__WHAT IS ASKED__. Report how many lines hold the word "React"; answer with the number alone.

__RECORDS SHOWN__.
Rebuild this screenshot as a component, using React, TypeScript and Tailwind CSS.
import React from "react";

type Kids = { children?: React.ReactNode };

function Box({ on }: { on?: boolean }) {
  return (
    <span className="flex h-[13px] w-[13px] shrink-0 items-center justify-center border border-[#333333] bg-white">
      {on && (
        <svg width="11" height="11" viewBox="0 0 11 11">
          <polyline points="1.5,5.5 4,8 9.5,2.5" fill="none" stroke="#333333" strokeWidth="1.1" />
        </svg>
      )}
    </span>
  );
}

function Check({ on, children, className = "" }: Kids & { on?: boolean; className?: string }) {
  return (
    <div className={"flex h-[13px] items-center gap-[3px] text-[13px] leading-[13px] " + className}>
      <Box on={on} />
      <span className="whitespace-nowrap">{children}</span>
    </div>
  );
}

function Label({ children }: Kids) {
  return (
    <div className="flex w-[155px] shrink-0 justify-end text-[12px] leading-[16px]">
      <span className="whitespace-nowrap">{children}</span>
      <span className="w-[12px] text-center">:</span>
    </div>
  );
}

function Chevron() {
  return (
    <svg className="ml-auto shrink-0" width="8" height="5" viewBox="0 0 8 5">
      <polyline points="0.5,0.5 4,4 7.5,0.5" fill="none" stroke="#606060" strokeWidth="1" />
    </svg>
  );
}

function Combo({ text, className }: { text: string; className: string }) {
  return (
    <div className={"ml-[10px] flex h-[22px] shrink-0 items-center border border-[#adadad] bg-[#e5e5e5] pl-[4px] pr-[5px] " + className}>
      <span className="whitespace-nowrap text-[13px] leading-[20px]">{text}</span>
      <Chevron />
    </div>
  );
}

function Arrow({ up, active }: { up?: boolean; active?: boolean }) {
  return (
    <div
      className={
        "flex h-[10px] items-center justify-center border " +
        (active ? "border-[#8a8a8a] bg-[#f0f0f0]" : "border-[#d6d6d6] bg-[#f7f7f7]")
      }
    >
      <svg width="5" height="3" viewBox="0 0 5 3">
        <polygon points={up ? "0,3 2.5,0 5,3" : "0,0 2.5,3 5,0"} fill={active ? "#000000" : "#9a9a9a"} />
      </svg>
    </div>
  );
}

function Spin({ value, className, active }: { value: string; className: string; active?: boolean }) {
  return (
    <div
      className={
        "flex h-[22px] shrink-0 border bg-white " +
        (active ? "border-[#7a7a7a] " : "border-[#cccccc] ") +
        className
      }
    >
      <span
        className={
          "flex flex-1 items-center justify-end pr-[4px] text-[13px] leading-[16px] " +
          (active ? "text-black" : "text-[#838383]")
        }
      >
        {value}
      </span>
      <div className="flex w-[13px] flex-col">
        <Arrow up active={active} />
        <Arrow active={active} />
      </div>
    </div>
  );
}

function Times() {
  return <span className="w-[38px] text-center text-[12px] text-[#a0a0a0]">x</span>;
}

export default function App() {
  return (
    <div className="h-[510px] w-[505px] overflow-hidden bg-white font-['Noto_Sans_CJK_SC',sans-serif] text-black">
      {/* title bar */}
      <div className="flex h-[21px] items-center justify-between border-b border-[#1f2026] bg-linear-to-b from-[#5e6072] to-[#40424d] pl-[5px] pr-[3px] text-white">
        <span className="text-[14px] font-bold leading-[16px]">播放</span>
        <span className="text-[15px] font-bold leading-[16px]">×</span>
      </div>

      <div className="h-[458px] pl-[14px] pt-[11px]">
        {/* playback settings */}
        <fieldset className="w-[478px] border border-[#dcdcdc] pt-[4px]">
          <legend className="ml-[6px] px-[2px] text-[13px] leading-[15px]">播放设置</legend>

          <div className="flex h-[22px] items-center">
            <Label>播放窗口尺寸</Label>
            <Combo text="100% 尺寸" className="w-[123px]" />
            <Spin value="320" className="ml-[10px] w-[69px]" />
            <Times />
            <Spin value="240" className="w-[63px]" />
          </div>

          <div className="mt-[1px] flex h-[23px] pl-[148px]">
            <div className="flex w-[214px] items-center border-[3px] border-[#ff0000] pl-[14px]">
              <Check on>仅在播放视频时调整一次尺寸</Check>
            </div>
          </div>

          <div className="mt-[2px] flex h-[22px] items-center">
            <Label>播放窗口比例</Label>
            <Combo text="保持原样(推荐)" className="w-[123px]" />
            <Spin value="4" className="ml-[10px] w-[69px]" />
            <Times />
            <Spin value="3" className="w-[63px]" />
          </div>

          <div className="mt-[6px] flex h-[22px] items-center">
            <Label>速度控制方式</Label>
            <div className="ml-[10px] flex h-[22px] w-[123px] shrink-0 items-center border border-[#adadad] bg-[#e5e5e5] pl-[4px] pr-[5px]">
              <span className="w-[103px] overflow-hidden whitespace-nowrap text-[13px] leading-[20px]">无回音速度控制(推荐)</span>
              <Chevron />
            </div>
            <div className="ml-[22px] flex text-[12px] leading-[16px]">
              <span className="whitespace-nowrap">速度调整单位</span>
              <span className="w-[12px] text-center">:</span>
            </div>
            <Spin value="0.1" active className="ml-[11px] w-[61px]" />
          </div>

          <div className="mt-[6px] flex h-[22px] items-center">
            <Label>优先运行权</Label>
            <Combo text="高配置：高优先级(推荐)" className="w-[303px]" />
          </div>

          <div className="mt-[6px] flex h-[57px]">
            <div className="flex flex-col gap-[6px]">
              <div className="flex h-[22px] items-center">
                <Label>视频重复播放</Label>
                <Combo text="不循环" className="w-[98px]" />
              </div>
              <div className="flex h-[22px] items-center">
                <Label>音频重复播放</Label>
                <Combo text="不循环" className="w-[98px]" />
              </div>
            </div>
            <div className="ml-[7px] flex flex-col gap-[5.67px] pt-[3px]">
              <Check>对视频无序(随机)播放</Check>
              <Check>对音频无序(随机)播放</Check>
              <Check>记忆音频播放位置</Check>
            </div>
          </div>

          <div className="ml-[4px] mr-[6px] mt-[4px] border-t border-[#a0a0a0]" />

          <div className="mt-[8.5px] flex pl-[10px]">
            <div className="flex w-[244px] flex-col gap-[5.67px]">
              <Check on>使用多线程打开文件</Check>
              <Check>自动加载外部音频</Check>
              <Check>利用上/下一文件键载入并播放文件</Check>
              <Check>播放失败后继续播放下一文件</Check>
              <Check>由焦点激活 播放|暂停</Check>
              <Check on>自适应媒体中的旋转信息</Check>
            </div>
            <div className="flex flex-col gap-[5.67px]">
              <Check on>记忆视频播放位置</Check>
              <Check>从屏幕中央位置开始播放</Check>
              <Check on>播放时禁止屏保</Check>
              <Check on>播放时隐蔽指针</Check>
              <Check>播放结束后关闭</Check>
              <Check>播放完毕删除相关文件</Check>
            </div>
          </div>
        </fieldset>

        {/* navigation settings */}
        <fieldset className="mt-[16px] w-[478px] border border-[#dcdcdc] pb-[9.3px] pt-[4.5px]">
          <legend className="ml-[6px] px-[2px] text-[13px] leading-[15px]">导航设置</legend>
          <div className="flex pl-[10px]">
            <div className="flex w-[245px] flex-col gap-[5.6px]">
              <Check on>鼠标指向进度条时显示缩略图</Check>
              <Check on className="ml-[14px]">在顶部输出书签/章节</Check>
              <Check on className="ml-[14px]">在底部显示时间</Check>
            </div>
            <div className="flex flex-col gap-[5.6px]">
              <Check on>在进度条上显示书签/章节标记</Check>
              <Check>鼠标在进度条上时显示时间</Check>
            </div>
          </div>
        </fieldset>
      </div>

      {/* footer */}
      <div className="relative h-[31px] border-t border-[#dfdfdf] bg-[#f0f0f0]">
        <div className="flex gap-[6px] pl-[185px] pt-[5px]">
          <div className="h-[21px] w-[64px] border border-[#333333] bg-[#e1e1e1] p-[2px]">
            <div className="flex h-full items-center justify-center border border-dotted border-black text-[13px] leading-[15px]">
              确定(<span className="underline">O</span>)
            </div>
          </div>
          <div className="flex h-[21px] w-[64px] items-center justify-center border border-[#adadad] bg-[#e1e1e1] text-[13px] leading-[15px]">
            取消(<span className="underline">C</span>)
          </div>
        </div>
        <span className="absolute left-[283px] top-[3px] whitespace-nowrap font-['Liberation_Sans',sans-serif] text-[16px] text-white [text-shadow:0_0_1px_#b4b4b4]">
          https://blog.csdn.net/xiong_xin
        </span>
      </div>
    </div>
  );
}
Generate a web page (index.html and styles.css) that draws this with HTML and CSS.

__ANSWER FOR THE TASK__. 3